Same brand for all products? Time between coats? How many clear coats? What wood species?


----------



## twak (May 21, 2011)

billg71, both the sanding sealer and finish are from the same line of Behlen products. Too smooth of a surface would compromise adhesion but it wouldn't account for the dull areas when finsihed or, would it?


----------



## IC31 (Nov 16, 2012)

Not sure where you are, but often when lacquer turns hazy/milky and lifts it's moisture - either ambient or the wood itself. Also, when you apply the clear coat coat, you will have an application window, possibly as short as a few minutes to maybe 24 hours. Not adhering to that will allow the clear solvents to degrade the base. Then there is that possibility that you have some paint that is degraded ........


----------



## rwbaker (Feb 25, 2010)

You are buffing the whole thing with 6 to 10k grit polish? Once the lacquer is on it, it might as well be a car.

Baker


----------



## JOAT (Apr 9, 2010)

What kind of wood. That can make a huge difference at times.


----------



## randyb01 (Aug 11, 2012)

Aerosol - if you using spray cans from a big box store, the problem may be that it's really not lacquer. Look at the label and if the solvent for cleanup is anything other than lacquer thinner, the product is not lacquer. I just saw a "Lacquer" label that recommended mineral spirits or Xylol for cleanup which means it's oil based, even though it flashes quickly. Clean your piece up by sanding or scrubbing with a solvent, apply a couple of wet coats of dewaxed shellac to seal out any residue from the previous finishes, when dry (about 20 mins or so) sand with 400 grit, tack totally clean, apply lacquer sealer, sand, then black, sand and clear. Lacquer "bites" into the previous coat, so it should never peel off. If you are using spray cans, a small investment for a siphon gun and a small air compressor will make your life much easier. 

If you get "blush" (moisture entrapment), add one drop of castor oil (sometimes two are necessary) to your spray cup, stir thoroughly.
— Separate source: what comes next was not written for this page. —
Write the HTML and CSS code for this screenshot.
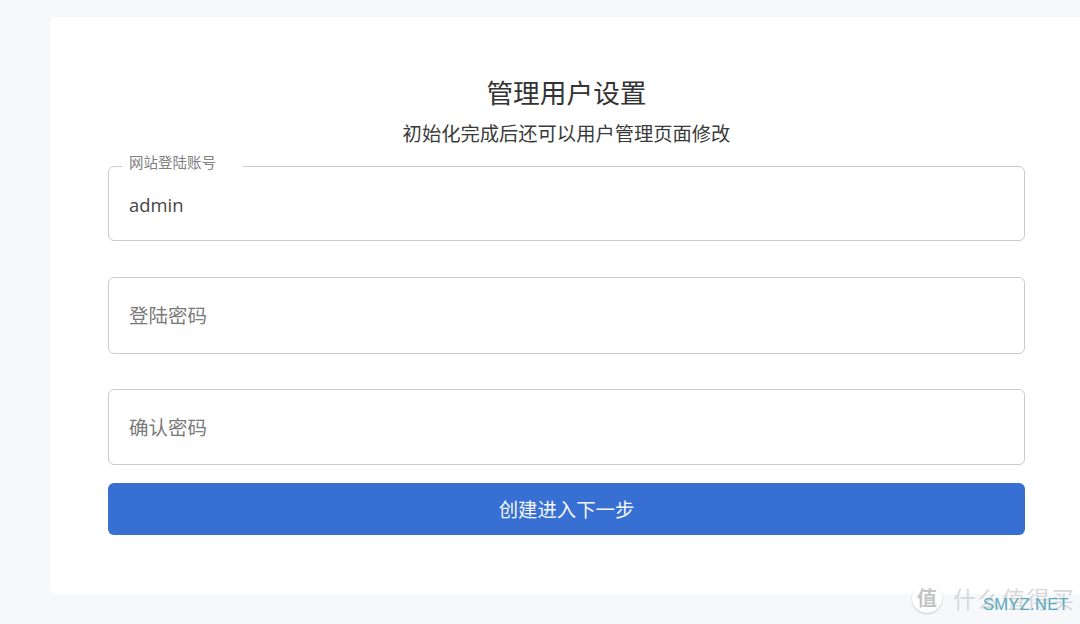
FILE: index.html
```html
<!DOCTYPE html>
<html lang="zh-CN">
<head>
<meta charset="utf-8">
<title>管理用户设置</title>
<link rel="stylesheet" href="styles.css">
</head>
<body>
<main class="card">
  <h1 class="title">管理用户设置</h1>
  <p class="subtitle">初始化完成后还可以用户管理页面修改</p>
  <form class="form">
    <div class="field field-first">
      <span class="legend">网站登陆账号</span>
      <span class="value">admin</span>
    </div>
    <div class="field field-second"><span class="placeholder">登陆密码</span></div>
    <div class="field field-third"><span class="placeholder">确认密码</span></div>
    <button class="submit" type="button">创建进入下一步</button>
  </form>
</main>
<div class="watermark">
  <span class="wm-badge">值</span>
  <span class="wm-text">什么值得买</span>
  <span class="wm-site">SMYZ.NET</span>
</div>
</body>
</html>
```
FILE: styles.css
```css
* { box-sizing: border-box; }
html, body { margin: 0; height: 100%; }
body {
  position: relative;
  width: 1080px;
  height: 624px;
  overflow: hidden;
  background: #f7f8fc;
  padding: 17px 0 0 50px;
  font-family: "Noto Sans CJK SC", "Liberation Sans", sans-serif;
}
.card {
  width: 1030px;
  height: 577px;
  background: #fff;
  border-radius: 6px 0 0 6px;
  padding: 56px 55px 0 58px;
}
.title {
  margin: 0;
  height: 38px;
  font-size: 26.7px;
  line-height: 38px;
  font-weight: 400;
  color: #333;
  text-align: center;
}
.subtitle {
  margin: 7px 0 0;
  height: 30px;
  font-size: 19.3px;
  line-height: 30px;
  color: #3a3a3a;
  text-align: center;
}
.form { margin-top: 18px; display: flex; flex-direction: column; }
.field {
  position: relative;
  display: flex;
  align-items: center;
  border: 1px solid #cbcbcb;
  border-radius: 6px;
  padding: 0 20px;
}
.field-first { height: 75px; }
.field-second { height: 77px; margin-top: 36px; }
.field-third { height: 76px; margin-top: 35px; }
.legend {
  position: absolute;
  left: 13px;
  top: -15px;
  width: 121px;
  height: 24px;
  padding-left: 7px;
  padding-bottom: 4px;
  background: linear-gradient(#fff, #fff) no-repeat 0 12px / 100% 4px;
  font-size: 14.5px;
  line-height: 20px;
  color: #808080;
}
.value {
  font-family: "Open Sans", "Liberation Sans", sans-serif;
  font-size: 18.4px;
  color: #444;
  padding-top: 2px;
}
.placeholder { font-size: 19.5px; color: #7a7a7a; position: relative; top: -1px; }
.submit {
  margin-top: 18px;
  height: 52px;
  border: 0;
  border-radius: 6px;
  background: #376fd3;
  color: #f2f6fd;
  font-family: inherit;
  font-size: 19.4px;
  padding: 0 0 2px;
}
.watermark {
  position: absolute;
  left: 910px;
  top: 581px;
  width: 170px;
  height: 36px;
}
.wm-badge {
  position: absolute;
  left: 2px;
  top: 2px;
  width: 30px;
  height: 30px;
  border-radius: 50%;
  background: #fff;
  box-shadow: 0 1px 2px rgba(0,0,0,.2);
  color: #c4c4c4;
  font-size: 20px;
  line-height: 29px;
  text-align: center;
  font-weight: 700;
}
.wm-text {
  position: absolute;
  left: 43px;
  top: 2px;
  font-size: 23px;
  line-height: 30px;
  letter-spacing: 1.5px;
  color: #d8d8d8;
  white-space: nowrap;
}
.wm-site {
  position: absolute;
  left: 73px;
  top: 13px;
  font-family: "Liberation Sans", sans-serif;
  font-size: 16.5px;
  line-height: 20px;
  letter-spacing: .3px;
  color: #5baabd;
  white-space: nowrap;
}
```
This will act as a "blush retarder" causing the lacquer thinner to flash off a little slower. Castor oil is much cheaper than commercial blush retarder. By causing the thinner to evaporate slower, the residual moisture will be evaporated also. You may need it in the black coat, but if you apply the clear within a short period, you should be OK.


----------



## twak (May 21, 2011)

JOAT, the wood is poplar.


----------



## Dr Neon (Apr 15, 2010)

Hi Tom. Many good suggestions above. Another is the possibility that you are sanding through your sealer, in places; giving you the randon opportunity for the lacquer to penetrate. I have found that going to 220 grit on the wood gives me a good base. I use 320 or 400 on the sealing layer, and only sand enough to remove the very top 'hairs and sniglets'. Tim


----------



## bcfunburst (Jan 14, 2012)

randyb01 said:


> Aerosol - if you using spray cans from a big box store, the problem may be that it's really not lacquer. Look at the label and if the solvent for cleanup is anything other than lacquer thinner, the product is not lacquer. I just saw a "Lacquer" label that recommended mineral spirits or Xylol for cleanup which means it's oil based, even though it flashes quickly. Clean your piece up by sanding or scrubbing with a solvent, apply a couple of wet coats of dewaxed shellac to seal out any residue from the previous finishes, when dry (about 20 mins or so) sand with 400 grit, tack totally clean, apply lacquer sealer, sand, then black, sand and clear. Lacquer "bites" into the previous coat, so it should never peel off. If you are using spray cans, a small investment for a siphon gun and a small air compressor will make your life much easier.
> 
> If you get "blush" (moisture entrapment), add one drop of castor oil (sometimes two are necessary) to your spray cup, stir thoroughly. This will act as a "blush retarder" causing the lacquer thinner to flash off a little slower. Castor oil is much cheaper than commercial blush retarder. By causing the thinner to evaporate slower, the residual moisture will be evaporated also. You may need it in the black coat, but if you apply the clear within a short period, you should be OK.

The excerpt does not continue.